Keep an eye on Inside the Law School Scam, as there may be revelations yet. And even if not, his recognition of the problems that compel discussion and redress may prove to be the start of a beautiful solution. As he offers in his post discussing Elena Kagan (who never stepped foot in a courtroom until she was appointed Solicitor General):
Someone should inscribe the phrase Fake It Till You Make It (in classical Latin naturally) on the façade of Harvard’s fancy new law building – and on that of every law school in America.
That explains an awful lot about the state of the law, and may be the most revealing, and important, thing exposed.
Sir, good-morning.
I’d swear that he’s/she’s been a long time reader of SJ and just now decided to grow an anonymous pair. Maybe he/she will out themselves once retired.
*I wonder if you could save a portion of the industry by opening up the Greenfield After Law School Special. Comprised of one or two classes, in which those enrolled in ‘So you Wanna Be A Real CDL 101’ are de-brainwashed and re-trained, with SJ a required reading. The taxpayers would love it & Divorce Lawyers would be free to represent divorcees. Thanks.

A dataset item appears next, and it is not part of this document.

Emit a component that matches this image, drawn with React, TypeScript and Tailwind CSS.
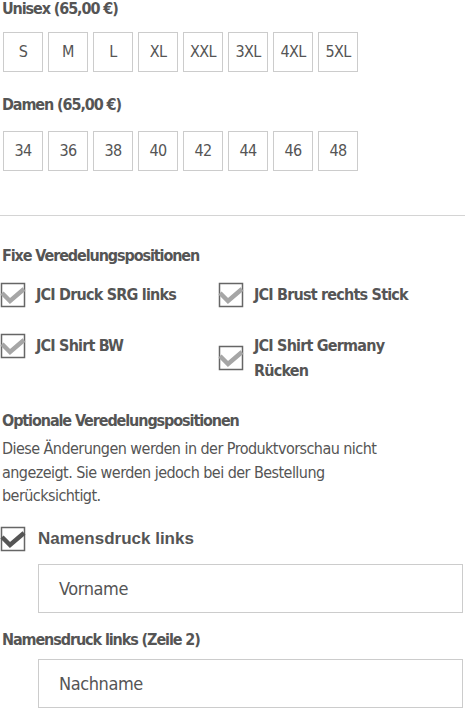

Unless one is in the witness protection program or Club Ned, I don’t think it’s possible to grow an anonymous pair.
Are there still low rent law schools above bakeries and the like as sometimes seen in movies? Or have they all faded away?
What films are they showing in the home these days?
Scott, you’ve always been free to post on MoneyLaw. I’m just too flustered to update the lousy sidebar! Come on in and let ‘er rip sometime.
Jim
I didn’t want to be too pushy. Besides, I can’t remember where I left the keys.